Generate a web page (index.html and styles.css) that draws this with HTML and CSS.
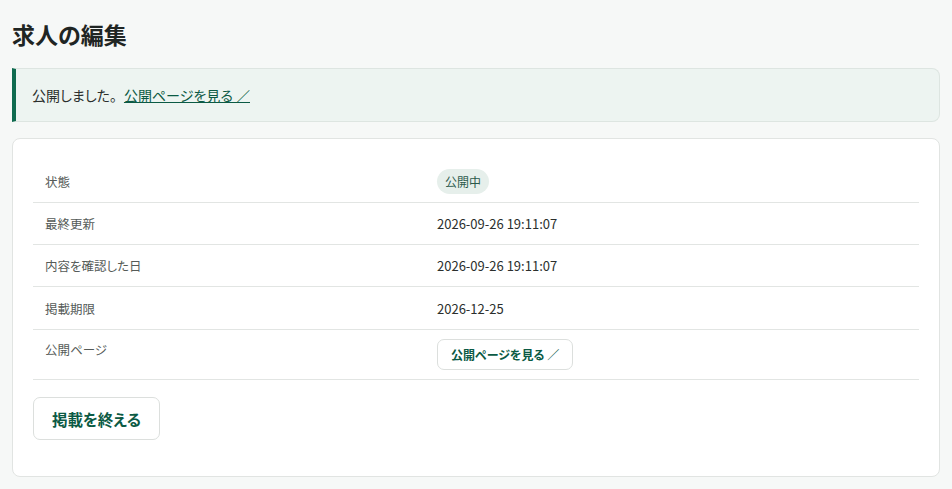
FILE: index.html
```html
<!DOCTYPE html>
<html lang="ja">
<head>
    <meta charset="UTF-8">
    <meta name="viewport" content="width=device-width, initial-scale=1.0">
    <title>求人の編集</title>
    <link rel="stylesheet" href="styles.css">
</head>
<body>
    <h1>求人の編集</h1>

    <!-- お知らせ -->
    <div class="flash">
        公開しました。<a href="#">公開ページを見る ／</a>
    </div>

    <!-- 掲載情報 -->
    <div class="card">
        <div class="info">
            <div class="row">
                <div class="label">状態</div>
                <div class="value"><span class="badge">公開中</span></div>
            </div>
            <div class="row">
                <div class="label">最終更新</div>
                <div class="value">2026-09-26 19:11:07</div>
            </div>
            <div class="row">
                <div class="label">内容を確認した日</div>
                <div class="value">2026-09-26 19:11:07</div>
            </div>
            <div class="row row-tall">
                <div class="label">掲載期限</div>
                <div class="value">2026-12-25</div>
            </div>
            <div class="row row-last">
                <div class="label">公開ページ</div>
                <div class="value"><a class="btn btn-small" href="#">公開ページを見る ／</a></div>
            </div>
        </div>
        <button class="btn btn-end">掲載を終える</button>
    </div>
</body>
</html>
```

FILE: styles.css
```css
body {
    font-family: "Noto Sans CJK JP", "Noto Sans", sans-serif;
    font-feature-settings: "palt";
    background-color: #f6f8f7;
    color: #2b2f2d;
    margin: 0;
    padding: 17px 12px 12px;
}
h1 {
    font-size: 23px;
    font-weight: bold;
    color: #1f2523;
    margin: 0 0 17px;
    line-height: 34px;
}
.flash {
    background-color: #edf4f1;
    border: 1px solid #dde5e1;
    border-left: 4px solid #0f6b4f;
    border-radius: 0 8px 8px 0;
    padding: 0 16px;
    height: 52px;
    line-height: 52px;
    font-size: 14px;
    color: #2b2f2d;
    margin-bottom: 16px;
}
.flash a {
    color: #0b5a44;
    text-decoration: underline;
    margin-left: 7px;
}
.card {
    background-color: #fff;
    border: 1px solid #e1e4e2;
    border-radius: 8px;
    padding: 22px 20px 36px;
}
.info {
    font-size: 13px;
}
.row {
    display: grid;
    grid-template-columns: 404px 1fr;
    align-items: center;
    height: 41px;
    border-bottom: 1px solid #e2e5e3;
}
.row-tall {
    height: 42px;
}
.row-last {
    height: 49px;
    align-items: start;
}
.row-last .label {
    padding-top: 10px;
}
.row-last .value {
    padding-top: 9px;
}
.label {
    padding-left: 12px;
    font-size: 12.5px;
    color: #555b58;
}
.value {
    color: #2b2f2d;
}
.badge {
    display: inline-block;
    vertical-align: middle;
    background-color: #e6efeb;
    color: #2c5a4b;
    font-size: 12px;
    padding: 0 8px;
    height: 25px;
    line-height: 25px;
    border-radius: 13px;
}
.btn {
    display: inline-block;
    box-sizing: border-box;
    background-color: #fff;
    border: 1px solid #dcdfdd;
    border-radius: 7px;
    color: #0b5a44;
    font-family: inherit;
    font-feature-settings: "palt";
    font-weight: bold;
    text-decoration: none;
    cursor: pointer;
}
.btn-small {
    font-size: 12px;
    padding: 0 13px;
    height: 31px;
    line-height: 29px;
}
.btn-end {
    font-size: 15.5px;
    padding: 0 18px;
    height: 43px;
    margin: 17px 0 0;
}
```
----------
— DIRECTIONS —
Transcribe the material exactly, and leave out whatever pictures it holds.

— RESULT —
Generate a web page (index.html and styles.css) that draws this with HTML and CSS.
FILE: index.html
```html
<!DOCTYPE html>
<html lang="ja">
<head>
    <meta charset="UTF-8">
    <meta name="viewport" content="width=device-width, initial-scale=1.0">
    <title>求人の編集</title>
    <link rel="stylesheet" href="styles.css">
</head>
<body>
    <h1>求人の編集</h1>

    <!-- お知らせ -->
    <div class="flash">
        公開しました。<a href="#">公開ページを見る ／</a>
    </div>

    <!-- 掲載情報 -->
    <div class="card">
        <div class="info">
            <div class="row">
                <div class="label">状態</div>
                <div class="value"><span class="badge">公開中</span></div>
            </div>
            <div class="row">
                <div class="label">最終更新</div>
                <div class="value">2026-09-26 19:11:07</div>
            </div>
            <div class="row">
                <div class="label">内容を確認した日</div>
                <div class="value">2026-09-26 19:11:07</div>
            </div>
            <div class="row row-tall">
                <div class="label">掲載期限</div>
                <div class="value">2026-12-25</div>
            </div>
            <div class="row row-last">
                <div class="label">公開ページ</div>
                <div class="value"><a class="btn btn-small" href="#">公開ページを見る ／</a></div>
            </div>
        </div>
        <button class="btn btn-end">掲載を終える</button>
    </div>
</body>
</html>
```

FILE: styles.css
```css
body {
    font-family: "Noto Sans CJK JP", "Noto Sans", sans-serif;
    font-feature-settings: "palt";
    background-color: #f6f8f7;
    color: #2b2f2d;
    margin: 0;
    padding: 17px 12px 12px;
}
h1 {
    font-size: 23px;
    font-weight: bold;
    color: #1f2523;
    margin: 0 0 17px;
    line-height: 34px;
}
.flash {
    background-color: #edf4f1;
    border: 1px solid #dde5e1;
    border-left: 4px solid #0f6b4f;
    border-radius: 0 8px 8px 0;
    padding: 0 16px;
    height: 52px;
    line-height: 52px;
    font-size: 14px;
    color: #2b2f2d;
    margin-bottom: 16px;
}
.flash a {
    color: #0b5a44;
    text-decoration: underline;
    margin-left: 7px;
}
.card {
    background-color: #fff;
    border: 1px solid #e1e4e2;
    border-radius: 8px;
    padding: 22px 20px 36px;
}
.info {
    font-size: 13px;
}
.row {
    display: grid;
    grid-template-columns: 404px 1fr;
    align-items: center;
    height: 41px;
    border-bottom: 1px solid #e2e5e3;
}
.row-tall {
    height: 42px;
}
.row-last {
    height: 49px;
    align-items: start;
}
.row-last .label {
    padding-top: 10px;
}
.row-last .value {
    padding-top: 9px;
}
.label {
    padding-left: 12px;
    font-size: 12.5px;
    color: #555b58;
}
.value {
    color: #2b2f2d;
}
.badge {
    display: inline-block;
    vertical-align: middle;
    background-color: #e6efeb;
    color: #2c5a4b;
    font-size: 12px;
    padding: 0 8px;
    height: 25px;
    line-height: 25px;
    border-radius: 13px;
}
.btn {
    display: inline-block;
    box-sizing: border-box;
    background-color: #fff;
    border: 1px solid #dcdfdd;
    border-radius: 7px;
    color: #0b5a44;
    font-family: inherit;
    font-feature-settings: "palt";
    font-weight: bold;
    text-decoration: none;
    cursor: pointer;
}
.btn-small {
    font-size: 12px;
    padding: 0 13px;
    height: 31px;
    line-height: 29px;
}
.btn-end {
    font-size: 15.5px;
    padding: 0 18px;
    height: 43px;
    margin: 17px 0 0;
}
```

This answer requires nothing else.